::: Dataset extract :::

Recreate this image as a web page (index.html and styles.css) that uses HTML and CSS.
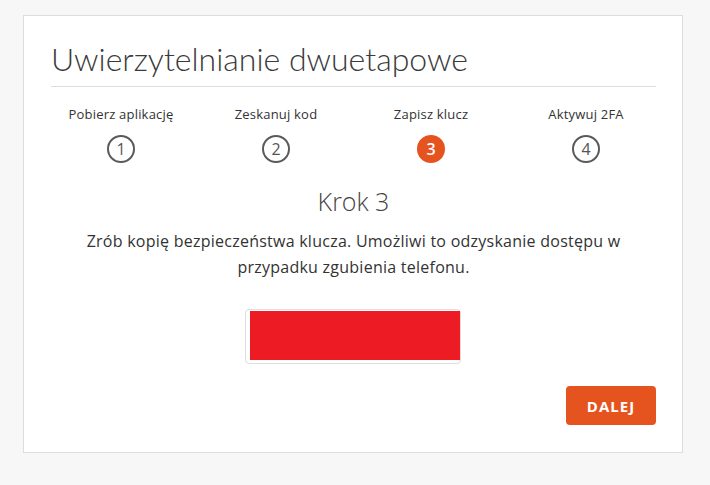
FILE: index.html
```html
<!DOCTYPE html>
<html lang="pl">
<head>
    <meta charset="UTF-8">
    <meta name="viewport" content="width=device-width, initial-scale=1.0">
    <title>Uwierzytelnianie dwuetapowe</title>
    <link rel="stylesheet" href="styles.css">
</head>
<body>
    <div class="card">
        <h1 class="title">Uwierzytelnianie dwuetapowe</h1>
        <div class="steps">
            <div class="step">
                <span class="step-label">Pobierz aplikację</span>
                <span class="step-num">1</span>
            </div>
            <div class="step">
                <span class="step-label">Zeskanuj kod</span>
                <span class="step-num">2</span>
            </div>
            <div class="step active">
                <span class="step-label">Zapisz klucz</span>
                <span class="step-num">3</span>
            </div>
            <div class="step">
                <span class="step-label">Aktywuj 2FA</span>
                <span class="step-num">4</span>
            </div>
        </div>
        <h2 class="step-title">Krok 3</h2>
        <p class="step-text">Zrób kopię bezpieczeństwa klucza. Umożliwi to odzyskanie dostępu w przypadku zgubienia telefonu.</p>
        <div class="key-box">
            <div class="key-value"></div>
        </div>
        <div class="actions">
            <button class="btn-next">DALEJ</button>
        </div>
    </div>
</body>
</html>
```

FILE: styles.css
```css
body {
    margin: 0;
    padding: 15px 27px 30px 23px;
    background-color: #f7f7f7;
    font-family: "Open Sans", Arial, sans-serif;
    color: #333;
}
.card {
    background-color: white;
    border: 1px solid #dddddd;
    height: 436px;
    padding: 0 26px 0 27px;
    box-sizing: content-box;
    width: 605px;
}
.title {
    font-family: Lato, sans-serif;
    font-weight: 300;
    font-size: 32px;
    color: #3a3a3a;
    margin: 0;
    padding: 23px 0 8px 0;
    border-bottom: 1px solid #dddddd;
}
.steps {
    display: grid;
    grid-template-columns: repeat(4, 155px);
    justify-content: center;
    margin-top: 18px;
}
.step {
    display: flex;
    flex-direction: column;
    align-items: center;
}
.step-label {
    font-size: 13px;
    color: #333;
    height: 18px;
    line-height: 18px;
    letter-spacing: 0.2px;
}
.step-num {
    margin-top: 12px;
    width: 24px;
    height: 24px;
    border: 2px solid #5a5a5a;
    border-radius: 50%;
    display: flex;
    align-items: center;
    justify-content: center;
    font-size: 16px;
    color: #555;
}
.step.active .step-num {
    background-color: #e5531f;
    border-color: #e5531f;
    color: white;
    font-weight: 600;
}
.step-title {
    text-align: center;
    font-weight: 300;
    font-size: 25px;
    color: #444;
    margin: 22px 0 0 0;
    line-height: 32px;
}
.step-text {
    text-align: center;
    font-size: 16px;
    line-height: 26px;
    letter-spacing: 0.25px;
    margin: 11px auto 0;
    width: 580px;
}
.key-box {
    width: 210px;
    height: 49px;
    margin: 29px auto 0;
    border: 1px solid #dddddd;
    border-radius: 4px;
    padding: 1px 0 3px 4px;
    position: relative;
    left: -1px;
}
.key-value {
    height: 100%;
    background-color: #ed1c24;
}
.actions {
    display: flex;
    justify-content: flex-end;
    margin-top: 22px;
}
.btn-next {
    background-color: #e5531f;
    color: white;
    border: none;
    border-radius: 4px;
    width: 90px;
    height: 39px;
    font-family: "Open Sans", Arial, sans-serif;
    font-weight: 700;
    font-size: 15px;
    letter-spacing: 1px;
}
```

:::

Give the number of lines where the string "index" occurs, without any further text.

- [Written answer] 2